▶ [Short problem] Every entry below should be transcribed exactly; pictures stay out of the copy.

▶ [Data entries]

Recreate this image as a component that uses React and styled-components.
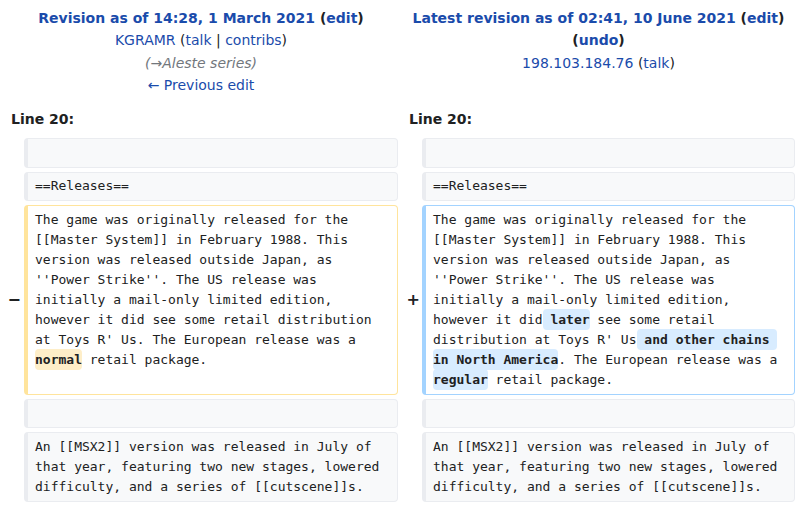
import React from "react";
import styled, { createGlobalStyle, css } from "styled-components";

const GlobalStyle = createGlobalStyle`
  html, body { margin: 0; padding: 0; background: #ffffff; }
  body { font-family: "DejaVu Sans", sans-serif; color: #202122; }
`;

const Diff = styled.div`
  box-sizing: border-box;
  width: 799px;
  padding: 7px 4px 0 8px;
  display: grid;
  grid-template-columns: 16px 374px 24px 373px;
  row-gap: 4px;
  align-items: stretch;
`;

const TitleCell = styled.div`
  grid-column: span 2;
  text-align: center;
  font-family: "DejaVu Sans", sans-serif;
  font-size: 14px;
  line-height: 22.4px;
  color: #202122;
  padding: ${(p) => (p.$side === "left" ? "0 4px 0 0" : "0 0 0 4px")};
`;

const TitleLine = styled.div`
  font-weight: ${(p) => (p.$bold ? "bold" : "normal")};
`;

const Link = styled.a`
  color: #1a4bab;
  text-decoration: none;
  cursor: pointer;
`;

const Comment = styled.div`
  font-style: italic;
  color: #72777d;
`;

const LineNo = styled.div`
  grid-column: span 2;
  font-family: "DejaVu Sans", sans-serif;
  font-size: 14px;
  line-height: 22px;
  font-weight: bold;
  color: #202122;
  padding: 7.4px 0 4px ${(p) => p.$inset}px;
`;

const Marker = styled.div`
  display: flex;
  align-items: center;
  justify-content: flex-end;
  padding-right: ${(p) => (p.$side === "left" ? 3 : 2)}px;
  font-family: "DejaVu Sans", sans-serif;
  font-size: 16px;
  font-weight: bold;
  color: #202122;
`;

const kinds = {
  context: css`
    background: #f8f9fa;
    border-color: #eaecf0;
  `,
  deleted: css`
    background: #ffffff;
    border-color: #ffe49c;
  `,
  added: css`
    background: #ffffff;
    border-color: #a3d3ff;
  `,
};

const Line = styled.div`
  box-sizing: border-box;
  font-family: "DejaVu Sans Mono", "Liberation Mono", monospace;
  font-size: 13px;
  line-height: 20px;
  color: #202122;
  white-space: pre-wrap;
  overflow-wrap: break-word;
  padding: 3.75px 7px;
  border-style: solid;
  border-width: 1px 1px 1px 4px;
  border-radius: 4px;
  ${(p) => kinds[p.$kind]}
`;

const Change = styled.span`
  font-weight: bold;
  border-radius: 4px;
  padding: 3.25px 0;
  -webkit-box-decoration-break: clone;
  box-decoration-break: clone;
  background: ${(p) => (p.$kind === "deleted" ? "#feeec8" : "#d8ecff")};
`;

const contextRows = [
  "",
  "==Releases==",
];

const trailingRows = [
  "",
  "An [[MSX2]] version was released in July of that year, featuring two new stages, lowered difficulty, and a series of [[cutscene]]s.",
];

function ContextRow({ text }) {
  return (
    <>
      <Marker $side="left" />
      <Line $kind="context">{text === "" ? <br /> : text}</Line>
      <Marker $side="right" />
      <Line $kind="context">{text === "" ? <br /> : text}</Line>
    </>
  );
}

export default function App() {
  return (
    <>
      <GlobalStyle />
      <Diff>
        <TitleCell $side="left">
          <TitleLine $bold>
            <Link>Revision as of 14:28, 1 March 2021</Link> (<Link>edit</Link>)
          </TitleLine>
          <TitleLine>
            <Link>KGRAMR</Link> (<Link>talk</Link> | <Link>contribs</Link>)
          </TitleLine>
          <Comment>(→Aleste series)</Comment>
          <TitleLine>
            <Link>← Previous edit</Link>
          </TitleLine>
        </TitleCell>
        <TitleCell $side="right">
          <TitleLine $bold>
            <Link>Latest revision as of 02:41, 10 June 2021</Link> (<Link>edit</Link>) (<Link>undo</Link>)
          </TitleLine>
          <TitleLine>
            <Link>198.103.184.76</Link> (<Link>talk</Link>)
          </TitleLine>
        </TitleCell>

        <LineNo $inset={3}>Line 20:</LineNo>
        <LineNo $inset={11}>Line 20:</LineNo>

        {contextRows.map((t, i) => (
          <ContextRow key={"c" + i} text={t} />
        ))}

        <Marker $side="left">−</Marker>
        <Line $kind="deleted">
          {"The game was originally released for the [[Master System]] in February 1988. This version was released outside Japan, as ''Power Strike''. The US release was initially a mail-only limited edition, however it did see some retail distribution at Toys R' Us. The European release was a "}
          <Change $kind="deleted">normal</Change>
          {" retail package."}
        </Line>
        <Marker $side="right">+</Marker>
        <Line $kind="added">
          {"The game was originally released for the [[Master System]] in February 1988. This version was released outside Japan, as ''Power Strike''. The US release was initially a mail-only limited edition, however it did"}
          <Change $kind="added">{" later"}</Change>
          {" see some retail distribution at Toys R' Us"}
          <Change $kind="added">{" and other chains in North America"}</Change>
          {". The European release was a "}
          <Change $kind="added">regular</Change>
          {" retail package."}
        </Line>

        {trailingRows.map((t, i) => (
          <ContextRow key={"t" + i} text={t} />
        ))}
      </Diff>
    </>
  );
}
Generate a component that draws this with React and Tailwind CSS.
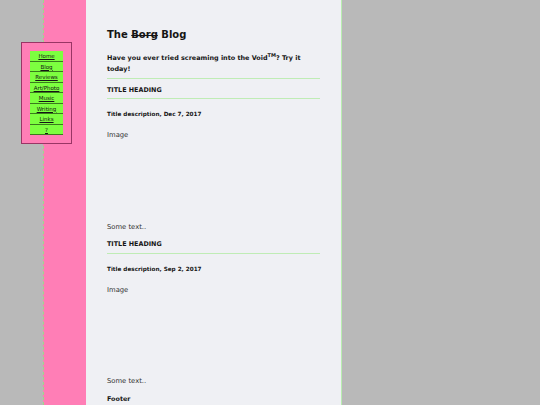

▶ [The answer]
Recreate this image as a component that uses React and styled-components.
import React from "react";
import styled, { createGlobalStyle, css } from "styled-components";

const GlobalStyle = createGlobalStyle`
  html, body { margin: 0; padding: 0; background: #ffffff; }
  body { font-family: "DejaVu Sans", sans-serif; color: #202122; }
`;

const Diff = styled.div`
  box-sizing: border-box;
  width: 799px;
  padding: 7px 4px 0 8px;
  display: grid;
  grid-template-columns: 16px 374px 24px 373px;
  row-gap: 4px;
  align-items: stretch;
`;

const TitleCell = styled.div`
  grid-column: span 2;
  text-align: center;
  font-family: "DejaVu Sans", sans-serif;
  font-size: 14px;
  line-height: 22.4px;
  color: #202122;
  padding: ${(p) => (p.$side === "left" ? "0 4px 0 0" : "0 0 0 4px")};
`;

const TitleLine = styled.div`
  font-weight: ${(p) => (p.$bold ? "bold" : "normal")};
`;

const Link = styled.a`
  color: #1a4bab;
  text-decoration: none;
  cursor: pointer;
`;

const Comment = styled.div`
  font-style: italic;
  color: #72777d;
`;

const LineNo = styled.div`
  grid-column: span 2;
  font-family: "DejaVu Sans", sans-serif;
  font-size: 14px;
  line-height: 22px;
  font-weight: bold;
  color: #202122;
  padding: 7.4px 0 4px ${(p) => p.$inset}px;
`;

const Marker = styled.div`
  display: flex;
  align-items: center;
  justify-content: flex-end;
  padding-right: ${(p) => (p.$side === "left" ? 3 : 2)}px;
  font-family: "DejaVu Sans", sans-serif;
  font-size: 16px;
  font-weight: bold;
  color: #202122;
`;

const kinds = {
  context: css`
    background: #f8f9fa;
    border-color: #eaecf0;
  `,
  deleted: css`
    background: #ffffff;
    border-color: #ffe49c;
  `,
  added: css`
    background: #ffffff;
    border-color: #a3d3ff;
  `,
};

const Line = styled.div`
  box-sizing: border-box;
  font-family: "DejaVu Sans Mono", "Liberation Mono", monospace;
  font-size: 13px;
  line-height: 20px;
  color: #202122;
  white-space: pre-wrap;
  overflow-wrap: break-word;
  padding: 3.75px 7px;
  border-style: solid;
  border-width: 1px 1px 1px 4px;
  border-radius: 4px;
  ${(p) => kinds[p.$kind]}
`;

const Change = styled.span`
  font-weight: bold;
  border-radius: 4px;
  padding: 3.25px 0;
  -webkit-box-decoration-break: clone;
  box-decoration-break: clone;
  background: ${(p) => (p.$kind === "deleted" ? "#feeec8" : "#d8ecff")};
`;

const contextRows = [
  "",
  "==Releases==",
];

const trailingRows = [
  "",
  "An [[MSX2]] version was released in July of that year, featuring two new stages, lowered difficulty, and a series of [[cutscene]]s.",
];

function ContextRow({ text }) {
  return (
    <>
      <Marker $side="left" />
      <Line $kind="context">{text === "" ? <br /> : text}</Line>
      <Marker $side="right" />
      <Line $kind="context">{text === "" ? <br /> : text}</Line>
    </>
  );
}

export default function App() {
  return (
    <>
      <GlobalStyle />
      <Diff>
        <TitleCell $side="left">
          <TitleLine $bold>
            <Link>Revision as of 14:28, 1 March 2021</Link> (<Link>edit</Link>)
          </TitleLine>
          <TitleLine>
            <Link>KGRAMR</Link> (<Link>talk</Link> | <Link>contribs</Link>)
          </TitleLine>
          <Comment>(→Aleste series)</Comment>
          <TitleLine>
            <Link>← Previous edit</Link>
          </TitleLine>
        </TitleCell>
        <TitleCell $side="right">
          <TitleLine $bold>
            <Link>Latest revision as of 02:41, 10 June 2021</Link> (<Link>edit</Link>) (<Link>undo</Link>)
          </TitleLine>
          <TitleLine>
            <Link>198.103.184.76</Link> (<Link>talk</Link>)
          </TitleLine>
        </TitleCell>

        <LineNo $inset={3}>Line 20:</LineNo>
        <LineNo $inset={11}>Line 20:</LineNo>

        {contextRows.map((t, i) => (
          <ContextRow key={"c" + i} text={t} />
        ))}

        <Marker $side="left">−</Marker>
        <Line $kind="deleted">
          {"The game was originally released for the [[Master System]] in February 1988. This version was released outside Japan, as ''Power Strike''. The US release was initially a mail-only limited edition, however it did see some retail distribution at Toys R' Us. The European release was a "}
          <Change $kind="deleted">normal</Change>
          {" retail package."}
        </Line>
        <Marker $side="right">+</Marker>
        <Line $kind="added">
          {"The game was originally released for the [[Master System]] in February 1988. This version was released outside Japan, as ''Power Strike''. The US release was initially a mail-only limited edition, however it did"}
          <Change $kind="added">{" later"}</Change>
          {" see some retail distribution at Toys R' Us"}
          <Change $kind="added">{" and other chains in North America"}</Change>
          {". The European release was a "}
          <Change $kind="added">regular</Change>
          {" retail package."}
        </Line>

        {trailingRows.map((t, i) => (
          <ContextRow key={"t" + i} text={t} />
        ))}
      </Diff>
    </>
  );
}
Generate a component that draws this with React and Tailwind CSS.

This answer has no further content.